1/2 cup ground red chili powder (cayenne pepper, New Mexico pepper, etc. but not Chili Powder made with a combo of spices)
2 cups of white sugar (brown sugar imparts a different flavor but is good for a change)
3 cups white vinegar
2 cups golden raisins (regular raisins are fine, they just change the look of the sauce)
12 cloves of garlic, peeled and minced
3 inch piece of ginger root, peeled and finely grated
3 teaspoons sea salt
2 teaspoons dried red pepper flakes

And here is the easy part! Put all of this in a saucepan, bring to a boil, reduce heat and simmer for 20 minutes until the raisins are soft.
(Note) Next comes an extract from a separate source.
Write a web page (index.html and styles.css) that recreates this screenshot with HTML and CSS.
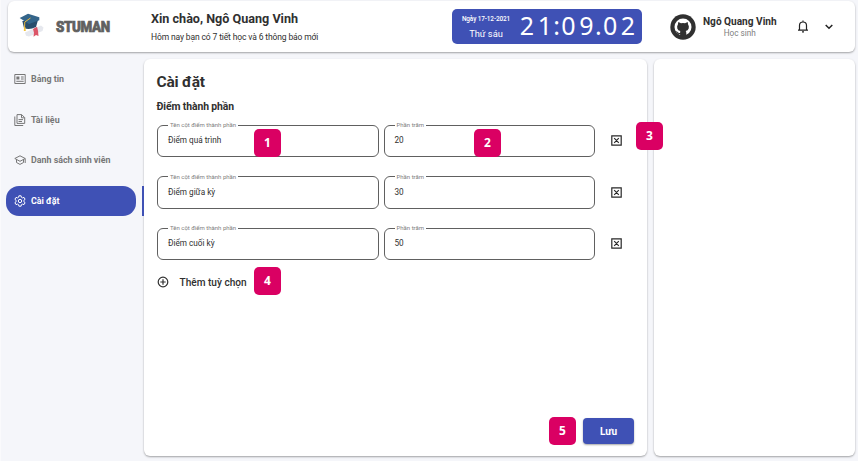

Turn off heat and let the mixture cool. Place in a food processor or blender and blend until smooth.

Before cooking.

After cooking.

Cooled and ready for the food processor.

Place in jars or bottles of your choice. If you plan on storing this for a while, place in sterilized jars and process as you would canned goods. Otherwise, just keep the chili sauce in the refrigerator. We use ours pretty quickly, within a few weeks, so I just store mine in the refrigerator.

The finished product!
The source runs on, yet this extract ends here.